Likeness Detection catches content after it has been uploaded. It does not prevent upload. It does not automatically label suspected deepfakes while a removal request is being processed. The deepfake accrues views in the window between upload and detection and removal. For creators without large subscriber counts, that window can represent the entire audience who will ever see the video.

This is not a criticism of the tool. It is a description of what the tool is: a detection and reporting mechanism, not a content shield. The distinction matters when you are deciding whether enrollment is right for you.

The Consent Equation

Compared to YouTube's other recent AI features, Likeness Detection gets the consent design right. The Reimagine AI feature for Shorts defaulted creators into AI remixing - opt-in by default, opt-out to escape it. Likeness Detection defaults creators out of protection, requiring explicit enrollment to gain it. That is better consent architecture. YouTube deserves credit for the direction.

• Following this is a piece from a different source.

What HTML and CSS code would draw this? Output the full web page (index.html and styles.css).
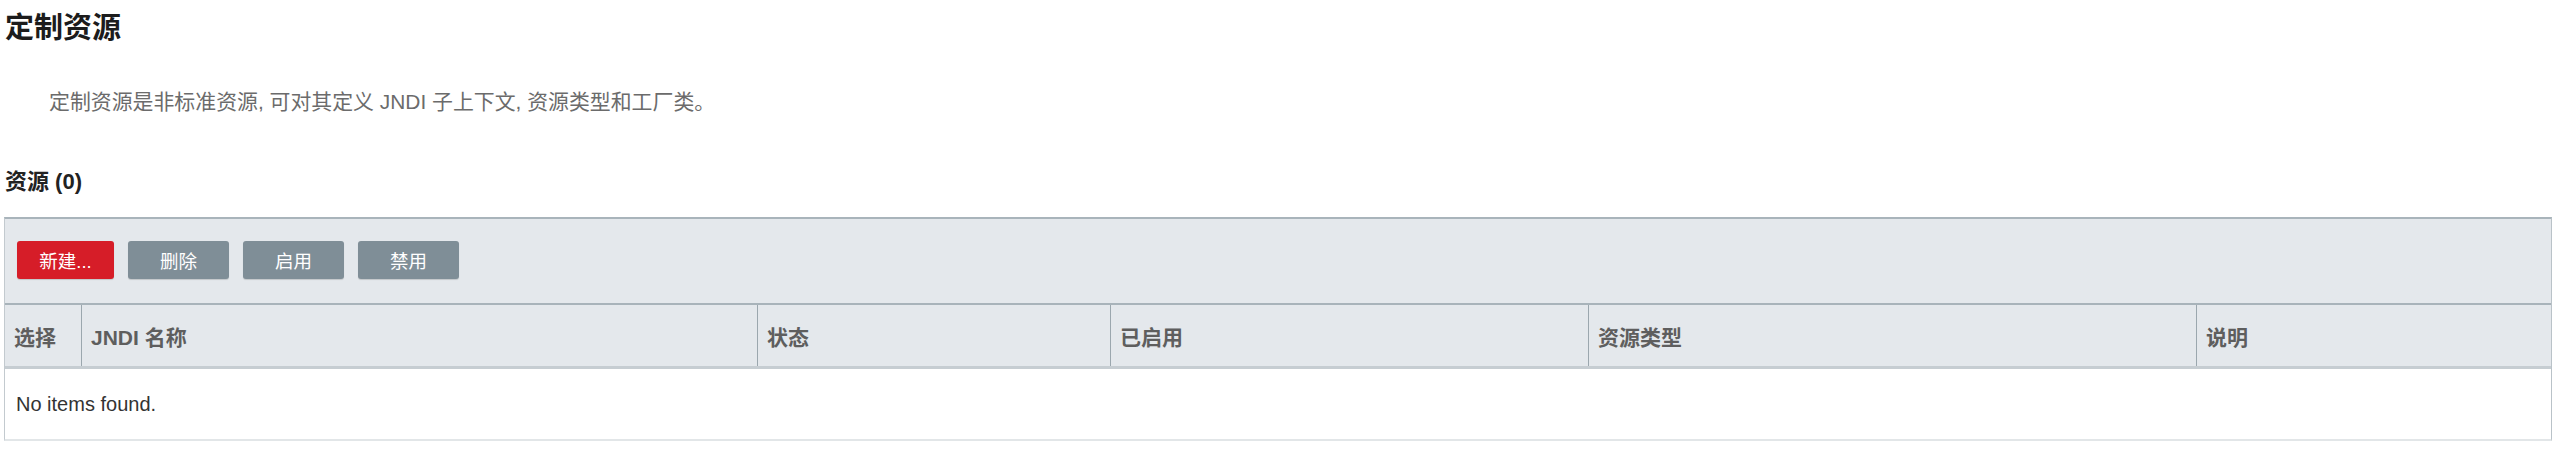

But the consent equation has two sides. Opting in to protection means giving YouTube a biometric template backed by a government ID - more identity data than the platform has previously required. Not opting in means accepting ongoing exposure as the tool expands toward eventual universal coverage. There is no neutral position here. Both choices have real costs.

You had to prove nothing to be deepfaked. You have to prove everything to be protected. That asymmetry is not a flaw in the tool - it is a description of how the problem works.

Hanif's framing: "For us, a responsible AI future needs two things: clear legal frameworks like NO FAKES, and the scalable technology - which we're building - to actually enforce those principles." That is a coherent position. The gap between where the tool is now and where "everyone is protected" will take time to close. During that gap, the asymmetry holds.

If you are a YPP creator who has not enrolled, the tool is already available to you. Whether the trade makes sense depends on how you weigh your privacy against your exposure. That is a real decision, not a rhetorical one - and YouTube, to its credit, is at least making sure you have the option.